I think CFOs have been overpaying [for all-singing all-dancing martech]. Smarter organisations are saying ‘we're going to take three use cases for you, we're going to set up a smaller license, we understand where it fits within your value chain and run it for value like that' – rather than promising the world and not being able to deliver anything.

Mat Norton, Partner, Tenet

Less personalisation, more

Twenty years ago, Mathew Norton was working with Digitas in New York prior to its acquisition by Publicis. Since then he’s worked at JWT, his own consulting ventures, and most recently five years at Deloitte Digital delivering “full-scale marketing transformation programs”.

“I was the privacy lead for Deloitte Digital and worked closely with our risk team to go in and say, ‘What are the privacy reforms coming up? How will they impact you? What do you need to do from your data lineage, your tech stack, your compliance?”

But with a twist: “I actually bought the CX lens: ‘How is that impacting customers? How do you actually make sure that the journey is not interrupted by having too much privacy in there? So I was more ‘let's make it a competitive differentiation versus a compliance-led thing’”.
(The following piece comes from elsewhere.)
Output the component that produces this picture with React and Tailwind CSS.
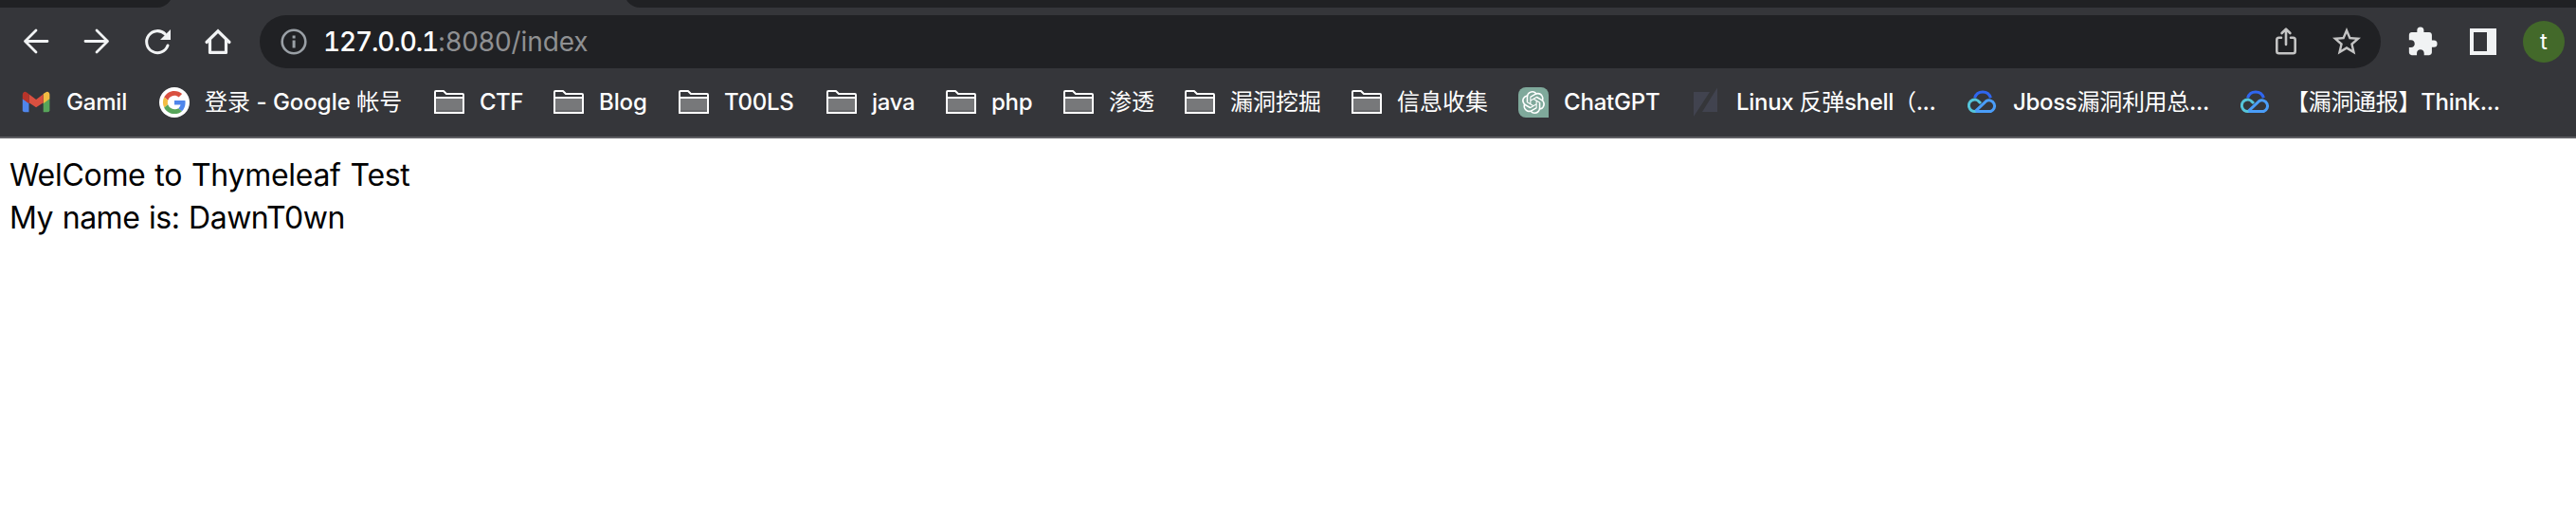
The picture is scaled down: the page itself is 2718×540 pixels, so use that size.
import React from "react";
import { SiOpenai } from "react-icons/si";
import { MdExtension, MdStarBorder } from "react-icons/md";

function BackIcon() {
  return (
    <svg viewBox="0 0 32 32" className="size-8" fill="none" stroke="#f1f3f4" strokeWidth="2.8" strokeLinecap="round" strokeLinejoin="round">
      <path d="M28 15.5H4.6M16 4L4.5 15.5L16 27" />
    </svg>
  );
}

function ForwardIcon() {
  return (
    <svg viewBox="0 0 32 32" className="size-8" fill="none" stroke="#f1f3f4" strokeWidth="2.8" strokeLinecap="round" strokeLinejoin="round">
      <path d="M4 15.5H27.4M16 4L27.5 15.5L16 27" />
    </svg>
  );
}

function ReloadIcon() {
  return (
    <svg viewBox="0 0 32 32" className="size-8" fill="none">
      <path d="M27 20A11.5 11.5 0 1 1 24.2 7.9" stroke="#f1f3f4" strokeWidth="3" strokeLinecap="round" />
      <path d="M30 3V14H19Z" fill="#f1f3f4" />
    </svg>
  );
}

function HomeIcon() {
  return (
    <svg viewBox="0 0 32 32" className="size-8" fill="none" stroke="#f1f3f4" strokeWidth="3.2">
      <path d="M4 16.5L16 4.8L28 16.5" strokeLinejoin="miter" strokeLinecap="round" />
      <path d="M7.5 14V27.4H24.5V14" strokeLinejoin="round" />
    </svg>
  );
}

function InfoIcon() {
  return (
    <svg viewBox="0 0 28 28" className="size-7" fill="none">
      <circle cx="14" cy="14" r="12.3" stroke="#9aa0a6" strokeWidth="2.6" />
      <path d="M12.6 7.6h3v3h-3zM12.6 12.6h3v8h-3z" fill="#9aa0a6" />
    </svg>
  );
}

function ShareIcon() {
  return (
    <svg viewBox="0 0 32 32" className="size-8" fill="none" stroke="#c4c4c4" strokeWidth="2.6" strokeLinecap="round">
      <path d="M11 11.8H8.5Q6.3 11.8 6.3 14V26Q6.3 28.2 8.5 28.2H23.5Q25.7 28.2 25.7 26V14Q25.7 11.8 23.5 11.8H21" />
      <path d="M16 19V3M11.6 7L16 2.6L20.4 7" strokeLinejoin="round" />
    </svg>
  );
}

function PanelIcon() {
  return (
    <svg viewBox="0 0 28 28" className="size-7">
      <path fillRule="evenodd" d="M0 0H28V28H0ZM4 4V24H18V4Z" fill="#f1f3f4" />
    </svg>
  );
}

function GmailIcon() {
  return (
    <svg viewBox="0 0 32 32" className="size-8">
      <path d="M1.8 12L8.5 16.5V26.3H4Q1.8 26.3 1.8 24.2Z" fill="#4f86ec" />
      <path d="M30.4 12L23.7 16.5V26.3H28.2Q30.4 26.3 30.4 24.2Z" fill="#57a55a" />
      <path d="M23.7 7L26 5.5Q28.5 3.8 30 6.2Q30.4 7 30.4 8V12.3L23.7 17.2Z" fill="#f2bd42" />
      <path d="M8.5 7.2L16.1 12.9L23.7 7.2V16.2L16.1 21.2L8.5 16.2Z" fill="#d95040" />
      <path d="M1.8 12.3V8Q1.8 6 3.3 5.1Q4.8 4.4 6.2 5.5L8.5 7.2V17.2Z" fill="#b8342a" />
    </svg>
  );
}

function GoogleIcon() {
  return (
    <svg viewBox="0 0 32 32" className="size-8">
      <circle cx="16" cy="16" r="16" fill="white" />
      <g transform="translate(3.9 3.9) scale(0.504)">
        <path fill="#d95040" d="M24 9.5c3.54 0 6.71 1.22 9.21 3.6l6.85-6.85C35.9 2.38 30.47 0 24 0 14.62 0 6.51 5.38 2.56 13.22l7.98 6.19C12.43 13.72 17.74 9.5 24 9.5z" />
        <path fill="#4f86ec" d="M46.98 24.55c0-1.57-.15-3.09-.38-4.55H24v9.02h12.94c-.58 2.96-2.26 5.48-4.78 7.18l7.73 6c4.51-4.18 7.09-10.36 7.09-17.65z" />
        <path fill="#f2bd42" d="M10.53 28.59c-.48-1.45-.76-2.99-.76-4.59s.27-3.14.76-4.59l-7.98-6.19C.92 16.46 0 20.12 0 24c0 3.88.92 7.54 2.56 10.78l7.97-6.19z" />
        <path fill="#57a55a" d="M24 48c6.48 0 11.93-2.13 15.89-5.81l-7.73-6c-2.15 1.45-4.92 2.3-8.16 2.3-6.26 0-11.57-4.22-13.47-9.91l-7.98 6.19C6.51 42.62 14.62 48 24 48z" />
      </g>
    </svg>
  );
}

function FolderIcon() {
  return (
    <svg viewBox="0 0 32 32" className="size-8" stroke="white" strokeWidth="2" strokeLinejoin="round">
      <path d="M1 11H31V27H1Z" fill="#77787a" />
      <path d="M2 25H30" stroke="#66676a" />
      <path d="M1 27V5Q1 4 2 4H10L13 7H30Q31 7 31 8V27Z" fill="none" />
    </svg>
  );
}

function ChatIcon() {
  return (
    <span className="flex size-8 items-center justify-center rounded-l-lg rounded-tr-lg bg-[#7fa99b]">
      <SiOpenai className="size-6 text-white" />
    </span>
  );
}

function SlashIcon() {
  return (
    <svg viewBox="0 0 32 32" className="size-8" fill="#41434f">
      <path d="M3 5H20L3 31ZM28 .5V26H12Z" />
    </svg>
  );
}

function CloudIcon() {
  return (
    <svg viewBox="0 0 32 32" className="size-8" fill="none" strokeWidth="3">
      <path d="M7.6 11.2A8.8 8.8 0 0 1 24.4 11.2" stroke="#2f66f0" />
      <path d="M14 17L12.7 15.8A6.2 6.2 0 1 0 8.2 25.5H10" stroke="#55c5da" />
      <path d="M8.5 25.5H24.5A6 6 0 1 0 19.6 14.6L8.5 25.2" stroke="#4a9df8" />
    </svg>
  );
}

const bookmarks = [
  { label: "Gamil", Icon: GmailIcon, box: "w-[146px]", track: "tracking-[-0.2px]" },
  { label: "登录 - Google 帐号", Icon: GoogleIcon, box: "w-[290px]", track: "tracking-[0px]" },
  { label: "CTF", Icon: FolderIcon, box: "w-[126px]", track: "tracking-[-0.5px]" },
  { label: "Blog", Icon: FolderIcon, box: "w-[132px]", track: "tracking-[-0.1px]" },
  { label: "T00LS", Icon: FolderIcon, box: "w-[156px]", track: "tracking-[-0.3px]" },
  { label: "java", Icon: FolderIcon, box: "w-[126px]", track: "tracking-[-0.3px]" },
  { label: "php", Icon: FolderIcon, box: "w-[124px]", track: "tracking-[-0.3px]" },
  { label: "渗透", Icon: FolderIcon, box: "w-[128px]", track: "tracking-[0px]" },
  { label: "漏洞挖掘", Icon: FolderIcon, box: "w-[176px]", track: "tracking-[0px]" },
  { label: "信息收集", Icon: FolderIcon, box: "w-[176px]", track: "tracking-[0px]" },
  { label: "ChatGPT", Icon: ChatIcon, box: "w-[182px]", track: "tracking-[-0.2px]" },
  { label: "Linux 反弹shell（...", Icon: SlashIcon, box: "w-[292px]", track: "tracking-[-0.3px]" },
  { label: "Jboss漏洞利用总...", Icon: CloudIcon, box: "w-[288px]", track: "tracking-[-0.3px]" },
  { label: "【漏洞通报】Think...", Icon: CloudIcon, box: "w-[290px]", track: "tracking-[-0.3px]" },
];

// Chinese runs are set one weight lighter than the Latin ones.
function Label({ text }) {
  return text.split(/([\u3000-\u9fff\uff00-\uffef]+)/).map((run, i) =>
    i % 2 ? <span key={i} className="font-normal">{run}</span> : run
  );
}

export default function App() {
  return (
    <div className="flex h-[540px] w-[2718px] flex-col overflow-hidden bg-white font-['Inter','Noto_Sans_CJK_SC',sans-serif]">
      <header className="flex h-[146px] flex-col border-b-2 border-[#5f5f64] bg-[#35363a]">
        <div className="flex h-2 justify-between overflow-hidden">
          <div className="flex h-2 w-[182px] items-end overflow-hidden">
            <div className="h-8 w-[182px] shrink-0 rounded-br-[16px] bg-[#202124]" />
          </div>
          <div className="flex h-2 w-[2059px] items-end overflow-hidden">
            <div className="h-8 w-[2059px] shrink-0 rounded-bl-[16px] bg-[#202124]" />
          </div>
        </div>
        <nav className="mt-2 flex h-14 items-center pl-[22px]">
          <div className="flex w-[252px] shrink-0 items-center gap-8">
            <BackIcon />
            <ForwardIcon />
            <ReloadIcon />
            <HomeIcon />
          </div>
          <div className="flex h-14 w-[2238px] shrink-0 items-center rounded-full bg-[#202124] pl-[22px] pr-[18px]">
            <InfoIcon />
            <div className="ml-[17px] flex-1 whitespace-nowrap text-[28px] leading-none text-[#8f9092]">
              <span className="font-medium tabular-nums tracking-[-1.15px] text-white">127.0.0.1</span>
              <span className="tracking-[-0.1px]">:8080/index</span>
            </div>
            <ShareIcon />
            <MdStarBorder className="ml-[30px] size-[36px] text-[#c4c4c4]" />
          </div>
          <MdExtension className="ml-[27px] size-[34px] shrink-0 text-[#f1f3f4]" />
          <div className="ml-[33px] shrink-0"><PanelIcon /></div>
          <div className="ml-7 flex size-11 shrink-0 items-center justify-center rounded-full bg-[#43692a] text-2xl leading-none text-white">t</div>
        </nav>
        <div className="flex h-[72px] items-center pl-[22px]">
          {bookmarks.map(({ label, Icon, box, track }) => (
            <div key={label} className={`flex shrink-0 items-center gap-4 ${box}`}>
              <Icon />
              <span className={`whitespace-nowrap text-2xl leading-8 font-medium text-white ${track}`}>
                <Label text={label} />
              </span>
            </div>
          ))}
        </div>
      </header>
      <main className="px-2.5 pt-[16px] text-[32px] leading-[45px] text-black">
        <p className="tracking-[-0.3px] [word-spacing:1.2px]">WelCome to Thymeleaf Test</p>
        <p className="tracking-[-0.5px] [word-spacing:1.2px]">My name is: DawnT0wn</p>
      </main>
    </div>
  );
}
That’s the approach he’s bringing to Tenet. Plus, how to bring rapid wins as pressure on martech budgets – and pressure for results – increases.

“I think CFOs have been overpaying,” for martech, he suggests, with buyers too often oversold on too many use cases.

“I think the way that smarter organisations are going about it is saying ‘we're going to take three use cases for you, we're going to set up a smaller license, we understand where it fits within your value chain and run it for value like that' – rather than promising the world and not being able to deliver anything.”

Instead of trying to do “5,000 things in personalisation”, Norton’s experience suggests it's better “to do four things really well – the four core journeys your customers will notice and will hopefully drive revenue.

“That is where we are seeing value”.